■ EXERCISE INSTRUCTIONS
Filter the entries that follow, copying every line in which the word "this" appears.

■ SUPPLIED MATERIAL
┌──

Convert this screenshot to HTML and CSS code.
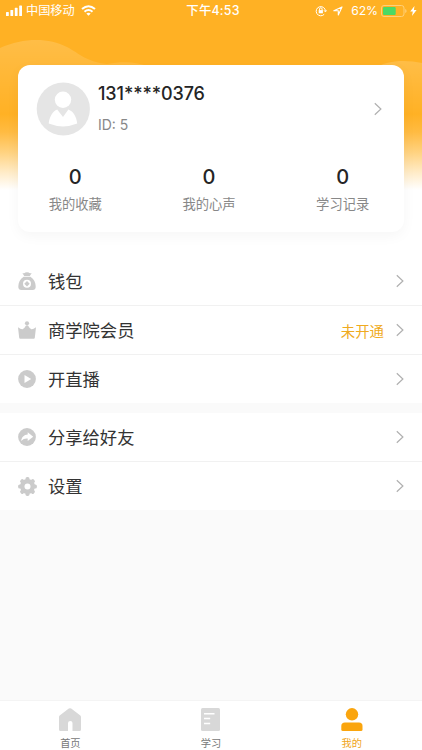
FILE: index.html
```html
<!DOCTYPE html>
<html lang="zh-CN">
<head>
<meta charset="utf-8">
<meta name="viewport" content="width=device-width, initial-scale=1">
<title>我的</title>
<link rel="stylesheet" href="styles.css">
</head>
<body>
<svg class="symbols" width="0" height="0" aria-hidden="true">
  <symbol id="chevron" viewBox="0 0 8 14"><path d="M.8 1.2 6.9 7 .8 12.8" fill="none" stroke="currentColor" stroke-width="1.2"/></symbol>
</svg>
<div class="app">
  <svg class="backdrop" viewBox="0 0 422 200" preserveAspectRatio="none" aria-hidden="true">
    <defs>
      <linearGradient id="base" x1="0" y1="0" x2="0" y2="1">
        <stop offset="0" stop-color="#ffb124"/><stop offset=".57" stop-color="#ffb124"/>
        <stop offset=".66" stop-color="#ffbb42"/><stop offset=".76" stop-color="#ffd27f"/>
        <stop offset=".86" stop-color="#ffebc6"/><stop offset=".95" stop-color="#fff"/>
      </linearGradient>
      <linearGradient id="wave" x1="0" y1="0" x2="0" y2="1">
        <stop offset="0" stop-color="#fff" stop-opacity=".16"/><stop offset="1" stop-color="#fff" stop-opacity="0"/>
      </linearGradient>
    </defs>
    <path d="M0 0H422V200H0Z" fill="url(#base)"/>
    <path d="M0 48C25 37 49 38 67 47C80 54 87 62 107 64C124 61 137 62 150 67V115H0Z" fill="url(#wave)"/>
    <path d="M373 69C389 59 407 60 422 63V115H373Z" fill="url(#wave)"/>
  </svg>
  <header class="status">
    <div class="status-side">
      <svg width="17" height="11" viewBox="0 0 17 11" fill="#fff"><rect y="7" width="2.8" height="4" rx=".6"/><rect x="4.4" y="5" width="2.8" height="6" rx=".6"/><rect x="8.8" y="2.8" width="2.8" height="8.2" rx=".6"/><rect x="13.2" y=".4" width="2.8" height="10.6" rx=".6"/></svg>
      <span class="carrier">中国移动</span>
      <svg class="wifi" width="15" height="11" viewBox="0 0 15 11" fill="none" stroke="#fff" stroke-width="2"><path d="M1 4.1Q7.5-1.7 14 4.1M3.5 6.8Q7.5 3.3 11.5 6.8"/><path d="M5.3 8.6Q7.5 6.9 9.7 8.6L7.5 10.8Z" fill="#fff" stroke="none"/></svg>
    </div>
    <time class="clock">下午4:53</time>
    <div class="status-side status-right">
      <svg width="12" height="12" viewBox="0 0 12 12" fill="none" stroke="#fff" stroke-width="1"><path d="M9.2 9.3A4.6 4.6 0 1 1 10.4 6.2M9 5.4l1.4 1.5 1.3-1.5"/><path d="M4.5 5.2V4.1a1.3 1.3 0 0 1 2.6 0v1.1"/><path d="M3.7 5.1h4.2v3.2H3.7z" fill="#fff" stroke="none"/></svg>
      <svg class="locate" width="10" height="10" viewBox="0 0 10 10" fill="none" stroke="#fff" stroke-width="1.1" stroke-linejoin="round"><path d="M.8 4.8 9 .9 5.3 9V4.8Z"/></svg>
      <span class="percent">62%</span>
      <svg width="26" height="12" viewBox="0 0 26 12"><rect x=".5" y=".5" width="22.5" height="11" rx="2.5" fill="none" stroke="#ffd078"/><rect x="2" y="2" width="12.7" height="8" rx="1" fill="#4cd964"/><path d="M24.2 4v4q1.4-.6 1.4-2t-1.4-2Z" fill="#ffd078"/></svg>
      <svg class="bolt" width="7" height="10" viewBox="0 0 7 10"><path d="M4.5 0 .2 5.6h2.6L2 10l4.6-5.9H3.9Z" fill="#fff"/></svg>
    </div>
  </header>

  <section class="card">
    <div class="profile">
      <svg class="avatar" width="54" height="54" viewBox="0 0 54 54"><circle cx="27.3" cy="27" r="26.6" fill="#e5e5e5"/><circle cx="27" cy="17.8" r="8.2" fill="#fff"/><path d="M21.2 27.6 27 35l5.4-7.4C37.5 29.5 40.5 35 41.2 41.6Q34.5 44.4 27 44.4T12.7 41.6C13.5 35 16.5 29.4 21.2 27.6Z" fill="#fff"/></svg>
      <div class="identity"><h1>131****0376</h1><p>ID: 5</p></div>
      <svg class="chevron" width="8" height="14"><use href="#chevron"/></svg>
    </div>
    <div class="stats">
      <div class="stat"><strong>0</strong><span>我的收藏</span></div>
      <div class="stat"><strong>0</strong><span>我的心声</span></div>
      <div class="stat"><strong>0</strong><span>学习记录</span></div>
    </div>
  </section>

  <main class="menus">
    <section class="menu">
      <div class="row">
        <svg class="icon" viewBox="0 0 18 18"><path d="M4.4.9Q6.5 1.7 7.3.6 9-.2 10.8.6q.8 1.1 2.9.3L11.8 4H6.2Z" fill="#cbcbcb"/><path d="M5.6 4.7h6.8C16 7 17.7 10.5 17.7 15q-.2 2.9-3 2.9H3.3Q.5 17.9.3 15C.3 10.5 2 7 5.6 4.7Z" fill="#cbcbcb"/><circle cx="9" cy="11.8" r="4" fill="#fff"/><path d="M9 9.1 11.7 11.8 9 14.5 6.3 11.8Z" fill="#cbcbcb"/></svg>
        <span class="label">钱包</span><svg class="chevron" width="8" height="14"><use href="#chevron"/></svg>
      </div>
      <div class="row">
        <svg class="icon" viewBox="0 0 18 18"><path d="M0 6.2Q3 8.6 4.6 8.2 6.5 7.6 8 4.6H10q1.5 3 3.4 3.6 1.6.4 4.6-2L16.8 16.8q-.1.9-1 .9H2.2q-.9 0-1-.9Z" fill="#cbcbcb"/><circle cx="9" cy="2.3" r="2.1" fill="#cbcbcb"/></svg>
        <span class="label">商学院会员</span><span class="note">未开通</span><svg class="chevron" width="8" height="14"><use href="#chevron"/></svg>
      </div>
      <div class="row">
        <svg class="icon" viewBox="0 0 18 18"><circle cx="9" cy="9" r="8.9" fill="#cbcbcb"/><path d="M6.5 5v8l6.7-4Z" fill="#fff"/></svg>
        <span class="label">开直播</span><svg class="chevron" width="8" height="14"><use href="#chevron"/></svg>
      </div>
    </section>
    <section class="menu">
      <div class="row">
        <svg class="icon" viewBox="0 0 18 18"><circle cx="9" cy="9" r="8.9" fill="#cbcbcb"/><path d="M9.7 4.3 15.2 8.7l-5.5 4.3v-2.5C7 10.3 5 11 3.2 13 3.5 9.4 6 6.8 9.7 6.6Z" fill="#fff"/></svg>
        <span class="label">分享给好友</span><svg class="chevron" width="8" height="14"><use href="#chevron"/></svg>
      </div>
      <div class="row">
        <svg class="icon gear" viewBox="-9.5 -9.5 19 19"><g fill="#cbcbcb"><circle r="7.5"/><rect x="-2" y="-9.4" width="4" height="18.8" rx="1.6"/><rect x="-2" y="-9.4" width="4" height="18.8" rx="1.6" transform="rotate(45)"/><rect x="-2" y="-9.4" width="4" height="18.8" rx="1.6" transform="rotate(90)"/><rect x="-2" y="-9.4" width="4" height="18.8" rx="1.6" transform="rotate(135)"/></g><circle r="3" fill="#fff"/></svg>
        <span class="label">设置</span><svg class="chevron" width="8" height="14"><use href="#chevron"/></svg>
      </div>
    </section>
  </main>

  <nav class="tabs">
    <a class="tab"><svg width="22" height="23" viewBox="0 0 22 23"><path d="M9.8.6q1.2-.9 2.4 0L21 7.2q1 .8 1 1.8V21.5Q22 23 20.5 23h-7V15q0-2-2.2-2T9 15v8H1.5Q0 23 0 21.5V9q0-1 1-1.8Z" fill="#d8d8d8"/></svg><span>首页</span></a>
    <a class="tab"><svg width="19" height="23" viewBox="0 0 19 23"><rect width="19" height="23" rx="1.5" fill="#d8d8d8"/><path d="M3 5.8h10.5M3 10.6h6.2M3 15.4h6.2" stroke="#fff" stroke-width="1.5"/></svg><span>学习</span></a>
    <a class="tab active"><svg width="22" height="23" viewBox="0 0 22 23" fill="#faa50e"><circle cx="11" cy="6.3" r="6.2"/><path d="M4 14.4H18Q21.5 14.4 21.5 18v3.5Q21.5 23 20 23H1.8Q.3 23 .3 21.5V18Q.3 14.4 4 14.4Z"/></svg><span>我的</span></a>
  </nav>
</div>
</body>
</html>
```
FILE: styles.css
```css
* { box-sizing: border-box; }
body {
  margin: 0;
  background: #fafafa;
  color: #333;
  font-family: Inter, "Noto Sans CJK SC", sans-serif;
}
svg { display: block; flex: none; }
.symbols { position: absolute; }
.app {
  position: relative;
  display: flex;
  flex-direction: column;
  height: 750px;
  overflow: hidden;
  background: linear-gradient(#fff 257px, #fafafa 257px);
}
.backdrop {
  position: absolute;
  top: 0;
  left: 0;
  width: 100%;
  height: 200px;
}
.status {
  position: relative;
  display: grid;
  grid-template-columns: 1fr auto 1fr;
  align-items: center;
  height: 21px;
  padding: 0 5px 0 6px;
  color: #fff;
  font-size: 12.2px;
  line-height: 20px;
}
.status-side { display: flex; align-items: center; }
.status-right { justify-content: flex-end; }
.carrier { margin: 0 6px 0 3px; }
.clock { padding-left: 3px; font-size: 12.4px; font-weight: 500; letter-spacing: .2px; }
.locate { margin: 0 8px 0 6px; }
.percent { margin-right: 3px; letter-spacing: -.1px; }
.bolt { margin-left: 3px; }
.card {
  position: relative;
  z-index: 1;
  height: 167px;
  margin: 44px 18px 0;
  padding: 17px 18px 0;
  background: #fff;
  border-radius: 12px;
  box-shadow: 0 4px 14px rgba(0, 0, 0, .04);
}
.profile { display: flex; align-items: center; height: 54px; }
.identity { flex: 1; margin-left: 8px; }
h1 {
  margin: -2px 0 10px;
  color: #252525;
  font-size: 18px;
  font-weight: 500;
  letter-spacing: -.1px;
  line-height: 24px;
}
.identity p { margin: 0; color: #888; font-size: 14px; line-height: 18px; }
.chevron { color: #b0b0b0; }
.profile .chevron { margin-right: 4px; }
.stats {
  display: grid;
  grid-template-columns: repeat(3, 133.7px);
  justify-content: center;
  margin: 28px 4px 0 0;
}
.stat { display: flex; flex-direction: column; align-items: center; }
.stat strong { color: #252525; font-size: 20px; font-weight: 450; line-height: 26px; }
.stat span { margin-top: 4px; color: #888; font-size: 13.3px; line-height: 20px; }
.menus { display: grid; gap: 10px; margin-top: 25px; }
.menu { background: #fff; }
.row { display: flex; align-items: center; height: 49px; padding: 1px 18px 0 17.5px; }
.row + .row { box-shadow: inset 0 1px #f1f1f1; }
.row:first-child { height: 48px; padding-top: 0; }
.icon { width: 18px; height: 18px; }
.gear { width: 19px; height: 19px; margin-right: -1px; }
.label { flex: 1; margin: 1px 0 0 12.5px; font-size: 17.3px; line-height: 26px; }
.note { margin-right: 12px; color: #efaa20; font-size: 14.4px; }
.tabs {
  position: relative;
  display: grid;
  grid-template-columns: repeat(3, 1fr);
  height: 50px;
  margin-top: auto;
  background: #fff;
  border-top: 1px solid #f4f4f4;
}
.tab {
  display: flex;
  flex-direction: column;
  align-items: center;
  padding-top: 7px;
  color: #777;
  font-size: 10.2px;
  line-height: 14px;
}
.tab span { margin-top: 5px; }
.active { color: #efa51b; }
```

└──
┌──

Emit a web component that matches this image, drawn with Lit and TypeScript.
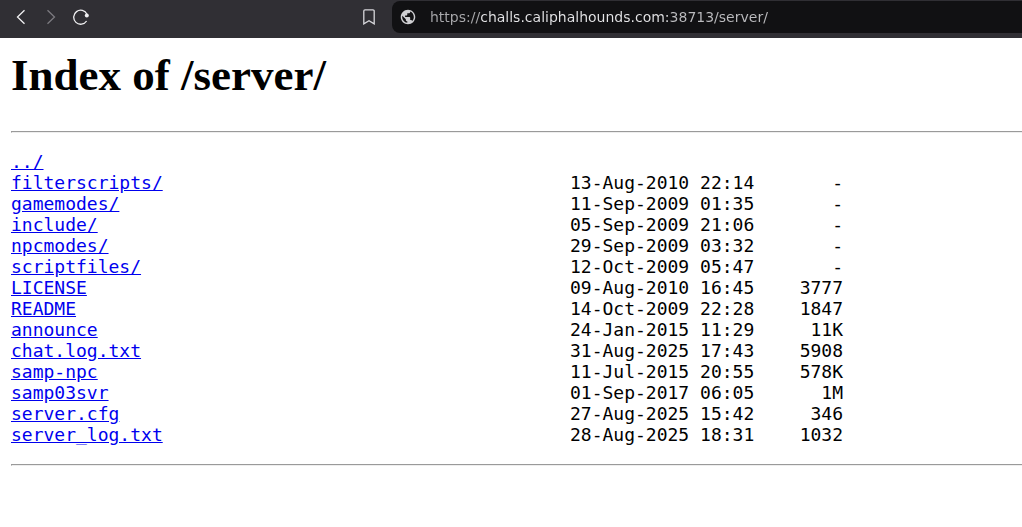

└──

■ EXERCISE SOLUTION
Convert this screenshot to HTML and CSS code.
Emit a web component that matches this image, drawn with Lit and TypeScript.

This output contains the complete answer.